See also, City of South Bend v. Reed, 142 Ind. App. 642, 236 N.E.2d 838 (1958).

The decision of the trial court in granting the Motion for Judgment on the Evidence was erroneous and this case should be and hereby is reversed and remanded with instructions to grant the Appellant a new trial and for all other relief consistent with this opinion.

Judgment reversed and remanded.

STATON, J., concurs.

HOFFMAN, C.J., dissents with opinion.

HOFFMAN, Chief Judge (dissenting).

I dissent from the majority opinion.

The decision in this case rests upon knowledge of the defect in question by the appellee-City of Logansport.

In City of New Albany v. Slattery (1919), 72 Ind. App. 503, at 508, 124 N.E. 755, at 756, the rule was well stated,

"In cases like the one before us, it is well settled in this state that the complaining party must not only prove that the alleged defective condition existed, but that the city had knowledge thereof, actual or constructive, long enough before the accident to repair the defect, and failed to do so.

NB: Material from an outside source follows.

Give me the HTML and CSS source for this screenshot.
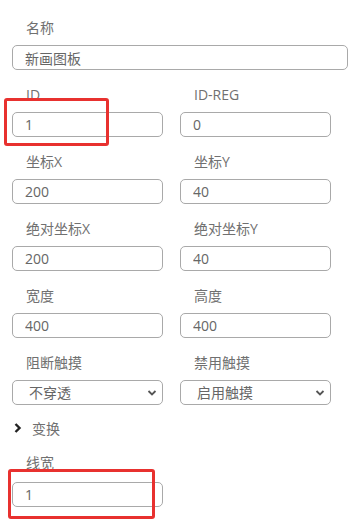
FILE: index.html
```html
<!DOCTYPE html>
<html lang="zh-CN">
<head>
    <meta charset="UTF-8">
    <meta name="viewport" content="width=device-width, initial-scale=1.0">
    <title>属性</title>
    <link rel="stylesheet" href="styles.css">
</head>
<body>
    <form class="props">
        <div class="field">
            <label class="field-label">名称</label>
            <input class="field-input wide" type="text" value="新画图板">
        </div>
        <div class="row">
            <div class="field">
                <label class="field-label">ID</label>
                <input class="field-input" type="text" value="1">
            </div>
            <div class="field">
                <label class="field-label">ID-REG</label>
                <input class="field-input" type="text" value="0">
            </div>
        </div>
        <div class="row">
            <div class="field">
                <label class="field-label">坐标X</label>
                <input class="field-input" type="text" value="200">
            </div>
            <div class="field">
                <label class="field-label">坐标Y</label>
                <input class="field-input" type="text" value="40">
            </div>
        </div>
        <div class="row">
            <div class="field">
                <label class="field-label">绝对坐标X</label>
                <input class="field-input" type="text" value="200">
            </div>
            <div class="field">
                <label class="field-label">绝对坐标Y</label>
                <input class="field-input" type="text" value="40">
            </div>
        </div>
        <div class="row">
            <div class="field">
                <label class="field-label">宽度</label>
                <input class="field-input" type="text" value="400">
            </div>
            <div class="field">
                <label class="field-label">高度</label>
                <input class="field-input" type="text" value="400">
            </div>
        </div>
        <div class="row">
            <div class="field">
                <label class="field-label">阻断触摸</label>
                <div class="select-wrap">
                    <select class="field-select">
                        <option>不穿透</option>
                        <option>穿透</option>
                    </select>
                    <svg class="select-arrow" viewBox="0 0 10 6" width="10" height="6"><path d="M1.5 1 L5 4.5 L8.5 1" fill="none" stroke="#555" stroke-width="1.8"/></svg>
                </div>
            </div>
            <div class="field">
                <label class="field-label">禁用触摸</label>
                <div class="select-wrap">
                    <select class="field-select">
                        <option>启用触摸</option>
                        <option>禁用触摸</option>
                    </select>
                    <svg class="select-arrow" viewBox="0 0 10 6" width="10" height="6"><path d="M1.5 1 L5 4.5 L8.5 1" fill="none" stroke="#555" stroke-width="1.8"/></svg>
                </div>
            </div>
        </div>
        <div class="group">
            <svg class="group-arrow" viewBox="0 0 8 10" width="8" height="10"><path d="M1.5 1 L5.5 5 L1.5 9" fill="none" stroke="#222" stroke-width="2.4"/></svg>
            <span>变换</span>
        </div>
        <div class="row line-row">
            <div class="field">
                <label class="field-label">线宽</label>
                <input class="field-input" type="text" value="1">
            </div>
        </div>
    </form>

    <div class="mark mark-id"></div>
    <div class="mark mark-line"></div>
</body>
</html>
```

FILE: styles.css
```css
html {
    box-sizing: border-box;
    font-family: "Open Sans", "Noto Sans CJK SC", sans-serif;
    font-size: 14px;
}

*,
*:before,
*:after {
    box-sizing: inherit;
}

body {
    margin: 0;
    position: relative;
    background-color: #fff;
    color: #707070;
}

.props {
    padding: 18px 5px 0 12px;
}

.field {
    margin-bottom: 15px;
}

.field-label {
    display: block;
    height: 20px;
    line-height: 20px;
    padding-left: 14px;
    margin-bottom: 7px;
    color: #707070;
}

.field-input,
.field-select {
    display: block;
    width: 90%;
    height: 25px;
    margin: 0;
    padding: 0 12px;
    border: 1px solid #a9a9a9;
    border-radius: 5px;
    font-family: inherit;
    font-size: 14px;
    color: #666;
    background-color: #fff;
    outline: none;
}

.field-input.wide {
    width: 100%;
}

.row {
    display: grid;
    grid-template-columns: 1fr 1fr;
}

.select-wrap {
    position: relative;
    width: 90%;
}

.field-select {
    width: 100%;
    padding-left: 16px;
    -webkit-appearance: none;
    appearance: none;
}

.select-arrow {
    position: absolute;
    right: 6px;
    top: 10px;
    pointer-events: none;
}

.group {
    display: flex;
    align-items: center;
    height: 20px;
    margin-top: -2px;
    padding-left: 2px;
    gap: 10px;
    color: #707070;
}

.line-row {
    margin-top: 15px;
}

.line-row .field-label {
    margin-bottom: 9px;
}

.mark {
    position: absolute;
    border: 3px solid #e8312f;
    border-radius: 3px;
}

.mark-id {
    left: 4px;
    top: 98px;
    width: 105px;
    height: 48px;
}

.mark-line {
    left: 8px;
    top: 469px;
    width: 147px;
    height: 50px;
}
```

The rule of constructive knowledge applies only to such defects as might have been discovered by the exercise of ordinary care and diligence."

The evidence here shows that a defect existed. However, there is no evidence in the record to show how long such defect, which caused the fall of appellant, was in existence. The photographs and testimony of witnesses established the exact defect in the sidewalk which caused the fall and it is not disputed that such existed. To hold the City liable evidence must be presented to establish that such defect existed a sufficient length of time so that the City knew, or should have known, of its existence and had enough time to repair such defect. There is testimony that the general poor condition of the sidewalk existed "for some time prior to her (appellant's) fall." There was no testimony that the particular defect which caused the fall was in existence for any length of time prior thereto.

From the evidence and reasonable inferences most favorable to plaintiff-appellant the trial court was correct in granting the motion for judgment on the evidence in favor of defendant-appellee.

The judgment of the trial court should be affirmed.